“Snowflake” is a term often bandied about these days, coined to describe a generation of young people who are over-sensitive, easily shocked and quick to call out the rest of the world for even the most seemingly innocent word or act. The snowflake asks everyone else to wrap them in cotton wool, appearing to create a new set of boundaries with every breath. Unfortunately, and especially with our ever-expanding rainbow of definitions for sexuality and gender, the LGBTQ+ community is a prime target for the “snowflake” label. Most recently, proposed changes to the Gender Recognition Act have provoked an intense debate over trans and non-binary people’s right to self-identify, with opponents suggesting that they should just suck it up and move on without causing a stir.
“The claims of LGBT+ ‘snowflakery’ are exaggerated,” prominent LGBTQ+ campaigner Peter Tatchell tells OutNewsGlobal.com. “Some take offence at the slightest thing but they are a minority. It is not ‘snowflakery’ to oppose prejudice and slurs against LGBT+ people.” Tatchell is blunt about his feelings on trans people’s right to respect. “It strikes me as perfectly reasonable for often victimised trans people to want access to safe spaces where they are not under threat of abuse, threats and violence.” Tatchell also reminds us that other social justice movements have been through the same process. “Those who challenge injustice and seek to extend the realms of inclusion and equality are always denounced as pushing too far and too fast,” he says. “This was said of the suffragettes and the black civil rights movement. It is a common charge today against #MeToo, Black Lives Matter and trans and non-binary activists. What they demand today will be the consensus in the future.”

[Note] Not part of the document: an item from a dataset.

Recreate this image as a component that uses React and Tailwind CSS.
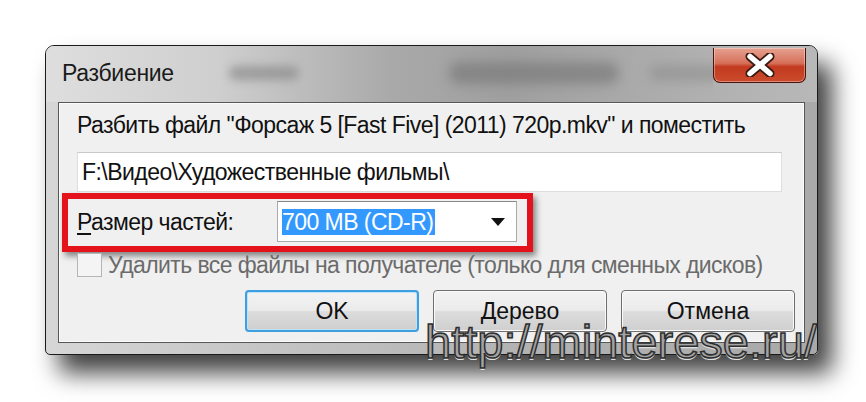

Dr Meg-John Barker is a celebrated non-binary academic, author and activist. “The snowflake insult tends to conflate a few different things,” they say. “If you look into the meaning it includes the idea that ‘snowflakes’ believe they are particularly unique and special (like every snowflake is different), as well as the idea of being particularly fragile – and therefore in need of protections like safer spaces.” Barker points out that in some ways, however, although it is intended as an insult, the snowflake label can be considered in a positive light. “When we consider intersectionality, and how every person is positioned in relation to multiple intersecting aspects including gender, sexuality, race, class, disability, age, generation, nationality, etc. then snowflake is about right,” they suggest. “There won’t be any two people where this constellation of aspects is identical. That helpfully draws our attention to the ways in which all of us are privileged in some ways, marginalised in others, and how we need to hold our similarities and our differences simultaneously. Snowflakes all look similar, but in fact they are unique.”
Jennie Kermode is the chair of Trans Media Watch. “People from outside the LGBTQ+ community who describe us as snowflakes commonly have no experience of social exclusion and, therefore, no idea what they’re talking about,” she says. Kermode questions, indeed, where the avalanche is really coming from. “It puzzles me that people are still in a tizzy over something Shakespeare addressed in Hamlet back in 1609,” she sighs. “We have borne the slings and arrows of outrageous fortune for long enough and there is nothing ignoble about us taking arms against a sea of troubles and, by opposing, ending them. There is a difference between the real distress that LGBTQ+ people experience and the offended sensibilities of a straight man who sees two other men kissing – something that can’t possibly harm him. I think it’s very clear who the real snowflakes are.”
The progression of history has always been a messy ride. What was preposterous yesterday is run-of-the-mill tomorrow. And the Baby Boomers breathing down the necks of the X-Genners and Millennials is an inevitable part of this progress. This is not, of course, to say that everyone in that older generation is a bigot, but it seems that the string-pullers, the lawmakers, of a certain age are often the most blinkered. However, when Orwell said “If liberty means anything at all, it means the right to tell people what they don’t want to hear,” in some ways he had a point. Trigger-warning every tiny thing is a dangerous game, mostly because it makes us weak against the larger threats.
There has been a recent uproar over universities adding trigger-warnings to texts on their syllabi, and a YouGov poll published last year showed that 68% of UK students believe that Holocaust deniers should be no-platformed at their institutions. Distressing though it is to listen to someone like that speak, these people exist. Should we face them or ignore them and hope that they go away? The inimitable (thank the gods) Katie Hopkins was recently allowed to speak at the university where I’m doing my very right-on, multicultural, queer-focused PhD. Instead of no-platforming her, the students who objected to her invited her in, let her take the stage… then simply got up, one by one, turned their backs to her, and filed out. They heard what she was saying, they turned up, they showed her that they’d been reading what she wrote. But they found a way of saying no.